═════ Data lines

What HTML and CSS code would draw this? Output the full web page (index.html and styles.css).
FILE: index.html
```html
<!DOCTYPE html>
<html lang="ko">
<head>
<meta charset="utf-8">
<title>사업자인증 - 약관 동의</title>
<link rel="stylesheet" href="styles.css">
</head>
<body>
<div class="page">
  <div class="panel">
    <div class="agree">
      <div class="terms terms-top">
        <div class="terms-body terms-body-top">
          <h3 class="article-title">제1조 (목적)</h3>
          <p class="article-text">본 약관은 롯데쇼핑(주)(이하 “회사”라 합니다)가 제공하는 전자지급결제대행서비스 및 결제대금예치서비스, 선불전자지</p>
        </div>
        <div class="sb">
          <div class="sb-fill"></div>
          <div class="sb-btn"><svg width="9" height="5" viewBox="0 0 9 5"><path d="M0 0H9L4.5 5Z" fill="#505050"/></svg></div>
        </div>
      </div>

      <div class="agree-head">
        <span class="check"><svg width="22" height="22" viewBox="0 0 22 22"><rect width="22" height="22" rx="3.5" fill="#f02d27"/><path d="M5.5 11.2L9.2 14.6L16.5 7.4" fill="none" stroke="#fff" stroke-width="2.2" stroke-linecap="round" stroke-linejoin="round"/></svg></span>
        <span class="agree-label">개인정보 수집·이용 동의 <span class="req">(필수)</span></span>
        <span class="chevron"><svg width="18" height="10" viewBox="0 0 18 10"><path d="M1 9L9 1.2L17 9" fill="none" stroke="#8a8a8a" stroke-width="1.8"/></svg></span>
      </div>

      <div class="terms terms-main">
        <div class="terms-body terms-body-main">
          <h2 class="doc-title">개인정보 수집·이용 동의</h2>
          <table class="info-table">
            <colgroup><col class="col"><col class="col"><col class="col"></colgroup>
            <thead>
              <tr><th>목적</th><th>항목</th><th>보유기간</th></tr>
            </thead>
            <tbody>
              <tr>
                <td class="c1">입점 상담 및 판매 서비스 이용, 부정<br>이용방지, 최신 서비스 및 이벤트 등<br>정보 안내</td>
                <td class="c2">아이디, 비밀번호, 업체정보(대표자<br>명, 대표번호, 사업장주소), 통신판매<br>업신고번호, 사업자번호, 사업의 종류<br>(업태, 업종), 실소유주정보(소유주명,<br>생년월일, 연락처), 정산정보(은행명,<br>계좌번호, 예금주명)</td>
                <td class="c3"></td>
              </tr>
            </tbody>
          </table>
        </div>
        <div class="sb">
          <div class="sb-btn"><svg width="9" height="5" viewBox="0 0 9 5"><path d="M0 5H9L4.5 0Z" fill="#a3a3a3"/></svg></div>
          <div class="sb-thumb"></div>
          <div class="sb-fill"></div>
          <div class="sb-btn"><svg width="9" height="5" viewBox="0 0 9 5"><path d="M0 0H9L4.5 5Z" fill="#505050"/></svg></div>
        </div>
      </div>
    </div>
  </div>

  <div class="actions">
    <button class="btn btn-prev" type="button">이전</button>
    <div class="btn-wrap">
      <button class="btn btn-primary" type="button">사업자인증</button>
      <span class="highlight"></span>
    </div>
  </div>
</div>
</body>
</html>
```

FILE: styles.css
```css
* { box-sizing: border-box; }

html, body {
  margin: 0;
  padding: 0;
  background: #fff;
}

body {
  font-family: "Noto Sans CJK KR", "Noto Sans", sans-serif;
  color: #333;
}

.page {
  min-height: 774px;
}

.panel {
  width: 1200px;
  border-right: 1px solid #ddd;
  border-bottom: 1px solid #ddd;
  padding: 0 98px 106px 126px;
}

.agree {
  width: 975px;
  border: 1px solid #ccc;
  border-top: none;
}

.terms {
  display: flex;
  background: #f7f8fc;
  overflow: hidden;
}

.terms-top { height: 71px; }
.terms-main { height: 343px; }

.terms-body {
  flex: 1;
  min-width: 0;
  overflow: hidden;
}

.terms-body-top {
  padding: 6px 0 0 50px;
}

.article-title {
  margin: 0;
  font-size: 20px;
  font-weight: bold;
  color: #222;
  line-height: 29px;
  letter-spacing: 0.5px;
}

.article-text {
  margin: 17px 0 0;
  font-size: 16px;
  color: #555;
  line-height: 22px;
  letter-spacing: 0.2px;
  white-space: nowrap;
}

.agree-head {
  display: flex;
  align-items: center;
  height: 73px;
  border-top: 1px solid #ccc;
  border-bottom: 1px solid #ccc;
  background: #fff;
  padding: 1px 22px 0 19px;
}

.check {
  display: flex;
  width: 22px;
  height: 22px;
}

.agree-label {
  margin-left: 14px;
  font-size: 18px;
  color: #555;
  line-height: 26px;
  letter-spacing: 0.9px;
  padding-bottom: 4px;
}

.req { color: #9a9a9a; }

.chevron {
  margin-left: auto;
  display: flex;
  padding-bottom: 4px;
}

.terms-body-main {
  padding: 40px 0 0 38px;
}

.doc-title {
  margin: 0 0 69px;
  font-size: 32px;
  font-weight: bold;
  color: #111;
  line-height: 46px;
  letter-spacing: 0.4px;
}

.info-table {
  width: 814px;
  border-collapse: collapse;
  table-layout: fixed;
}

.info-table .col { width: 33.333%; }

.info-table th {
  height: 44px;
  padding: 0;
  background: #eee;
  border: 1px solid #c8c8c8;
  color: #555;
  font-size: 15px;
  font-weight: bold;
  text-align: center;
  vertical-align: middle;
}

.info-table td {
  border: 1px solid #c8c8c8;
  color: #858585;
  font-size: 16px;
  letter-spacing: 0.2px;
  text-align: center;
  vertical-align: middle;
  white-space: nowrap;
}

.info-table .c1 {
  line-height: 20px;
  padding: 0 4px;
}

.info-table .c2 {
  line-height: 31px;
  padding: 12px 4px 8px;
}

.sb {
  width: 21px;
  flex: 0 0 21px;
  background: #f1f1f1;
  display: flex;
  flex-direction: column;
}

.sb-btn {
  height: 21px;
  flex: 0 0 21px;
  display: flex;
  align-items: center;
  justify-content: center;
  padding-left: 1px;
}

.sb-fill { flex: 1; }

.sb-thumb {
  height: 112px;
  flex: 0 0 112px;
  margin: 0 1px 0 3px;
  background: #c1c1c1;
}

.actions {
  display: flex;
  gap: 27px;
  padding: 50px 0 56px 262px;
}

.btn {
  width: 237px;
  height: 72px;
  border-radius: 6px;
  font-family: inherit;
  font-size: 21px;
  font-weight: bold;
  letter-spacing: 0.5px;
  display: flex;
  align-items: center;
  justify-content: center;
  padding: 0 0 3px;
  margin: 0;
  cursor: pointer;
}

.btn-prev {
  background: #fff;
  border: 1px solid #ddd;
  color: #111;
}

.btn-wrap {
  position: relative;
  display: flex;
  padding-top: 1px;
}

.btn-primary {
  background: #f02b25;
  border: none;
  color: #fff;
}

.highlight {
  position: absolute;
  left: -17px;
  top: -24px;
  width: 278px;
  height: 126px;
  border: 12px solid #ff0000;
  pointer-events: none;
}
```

══════════

- Given exercise:
Extract the data exactly as given.

- Task response:
What HTML and CSS code would draw this? Output the full web page (index.html and styles.css).
FILE: index.html
```html
<!DOCTYPE html>
<html lang="ko">
<head>
<meta charset="utf-8">
<title>사업자인증 - 약관 동의</title>
<link rel="stylesheet" href="styles.css">
</head>
<body>
<div class="page">
  <div class="panel">
    <div class="agree">
      <div class="terms terms-top">
        <div class="terms-body terms-body-top">
          <h3 class="article-title">제1조 (목적)</h3>
          <p class="article-text">본 약관은 롯데쇼핑(주)(이하 “회사”라 합니다)가 제공하는 전자지급결제대행서비스 및 결제대금예치서비스, 선불전자지</p>
        </div>
        <div class="sb">
          <div class="sb-fill"></div>
          <div class="sb-btn"><svg width="9" height="5" viewBox="0 0 9 5"><path d="M0 0H9L4.5 5Z" fill="#505050"/></svg></div>
        </div>
      </div>

      <div class="agree-head">
        <span class="check"><svg width="22" height="22" viewBox="0 0 22 22"><rect width="22" height="22" rx="3.5" fill="#f02d27"/><path d="M5.5 11.2L9.2 14.6L16.5 7.4" fill="none" stroke="#fff" stroke-width="2.2" stroke-linecap="round" stroke-linejoin="round"/></svg></span>
        <span class="agree-label">개인정보 수집·이용 동의 <span class="req">(필수)</span></span>
        <span class="chevron"><svg width="18" height="10" viewBox="0 0 18 10"><path d="M1 9L9 1.2L17 9" fill="none" stroke="#8a8a8a" stroke-width="1.8"/></svg></span>
      </div>

      <div class="terms terms-main">
        <div class="terms-body terms-body-main">
          <h2 class="doc-title">개인정보 수집·이용 동의</h2>
          <table class="info-table">
            <colgroup><col class="col"><col class="col"><col class="col"></colgroup>
            <thead>
              <tr><th>목적</th><th>항목</th><th>보유기간</th></tr>
            </thead>
            <tbody>
              <tr>
                <td class="c1">입점 상담 및 판매 서비스 이용, 부정<br>이용방지, 최신 서비스 및 이벤트 등<br>정보 안내</td>
                <td class="c2">아이디, 비밀번호, 업체정보(대표자<br>명, 대표번호, 사업장주소), 통신판매<br>업신고번호, 사업자번호, 사업의 종류<br>(업태, 업종), 실소유주정보(소유주명,<br>생년월일, 연락처), 정산정보(은행명,<br>계좌번호, 예금주명)</td>
                <td class="c3"></td>
              </tr>
            </tbody>
          </table>
        </div>
        <div class="sb">
          <div class="sb-btn"><svg width="9" height="5" viewBox="0 0 9 5"><path d="M0 5H9L4.5 0Z" fill="#a3a3a3"/></svg></div>
          <div class="sb-thumb"></div>
          <div class="sb-fill"></div>
          <div class="sb-btn"><svg width="9" height="5" viewBox="0 0 9 5"><path d="M0 0H9L4.5 5Z" fill="#505050"/></svg></div>
        </div>
      </div>
    </div>
  </div>

  <div class="actions">
    <button class="btn btn-prev" type="button">이전</button>
    <div class="btn-wrap">
      <button class="btn btn-primary" type="button">사업자인증</button>
      <span class="highlight"></span>
    </div>
  </div>
</div>
</body>
</html>
```

FILE: styles.css
```css
* { box-sizing: border-box; }

html, body {
  margin: 0;
  padding: 0;
  background: #fff;
}

body {
  font-family: "Noto Sans CJK KR", "Noto Sans", sans-serif;
  color: #333;
}

.page {
  min-height: 774px;
}

.panel {
  width: 1200px;
  border-right: 1px solid #ddd;
  border-bottom: 1px solid #ddd;
  padding: 0 98px 106px 126px;
}

.agree {
  width: 975px;
  border: 1px solid #ccc;
  border-top: none;
}

.terms {
  display: flex;
  background: #f7f8fc;
  overflow: hidden;
}

.terms-top { height: 71px; }
.terms-main { height: 343px; }

.terms-body {
  flex: 1;
  min-width: 0;
  overflow: hidden;
}

.terms-body-top {
  padding: 6px 0 0 50px;
}

.article-title {
  margin: 0;
  font-size: 20px;
  font-weight: bold;
  color: #222;
  line-height: 29px;
  letter-spacing: 0.5px;
}

.article-text {
  margin: 17px 0 0;
  font-size: 16px;
  color: #555;
  line-height: 22px;
  letter-spacing: 0.2px;
  white-space: nowrap;
}

.agree-head {
  display: flex;
  align-items: center;
  height: 73px;
  border-top: 1px solid #ccc;
  border-bottom: 1px solid #ccc;
  background: #fff;
  padding: 1px 22px 0 19px;
}

.check {
  display: flex;
  width: 22px;
  height: 22px;
}

.agree-label {
  margin-left: 14px;
  font-size: 18px;
  color: #555;
  line-height: 26px;
  letter-spacing: 0.9px;
  padding-bottom: 4px;
}

.req { color: #9a9a9a; }

.chevron {
  margin-left: auto;
  display: flex;
  padding-bottom: 4px;
}

.terms-body-main {
  padding: 40px 0 0 38px;
}

.doc-title {
  margin: 0 0 69px;
  font-size: 32px;
  font-weight: bold;
  color: #111;
  line-height: 46px;
  letter-spacing: 0.4px;
}

.info-table {
  width: 814px;
  border-collapse: collapse;
  table-layout: fixed;
}

.info-table .col { width: 33.333%; }

.info-table th {
  height: 44px;
  padding: 0;
  background: #eee;
  border: 1px solid #c8c8c8;
  color: #555;
  font-size: 15px;
  font-weight: bold;
  text-align: center;
  vertical-align: middle;
}

.info-table td {
  border: 1px solid #c8c8c8;
  color: #858585;
  font-size: 16px;
  letter-spacing: 0.2px;
  text-align: center;
  vertical-align: middle;
  white-space: nowrap;
}

.info-table .c1 {
  line-height: 20px;
  padding: 0 4px;
}

.info-table .c2 {
  line-height: 31px;
  padding: 12px 4px 8px;
}

.sb {
  width: 21px;
  flex: 0 0 21px;
  background: #f1f1f1;
  display: flex;
  flex-direction: column;
}

.sb-btn {
  height: 21px;
  flex: 0 0 21px;
  display: flex;
  align-items: center;
  justify-content: center;
  padding-left: 1px;
}

.sb-fill { flex: 1; }

.sb-thumb {
  height: 112px;
  flex: 0 0 112px;
  margin: 0 1px 0 3px;
  background: #c1c1c1;
}

.actions {
  display: flex;
  gap: 27px;
  padding: 50px 0 56px 262px;
}

.btn {
  width: 237px;
  height: 72px;
  border-radius: 6px;
  font-family: inherit;
  font-size: 21px;
  font-weight: bold;
  letter-spacing: 0.5px;
  display: flex;
  align-items: center;
  justify-content: center;
  padding: 0 0 3px;
  margin: 0;
  cursor: pointer;
}

.btn-prev {
  background: #fff;
  border: 1px solid #ddd;
  color: #111;
}

.btn-wrap {
  position: relative;
  display: flex;
  padding-top: 1px;
}

.btn-primary {
  background: #f02b25;
  border: none;
  color: #fff;
}

.highlight {
  position: absolute;
  left: -17px;
  top: -24px;
  width: 278px;
  height: 126px;
  border: 12px solid #ff0000;
  pointer-events: none;
}
```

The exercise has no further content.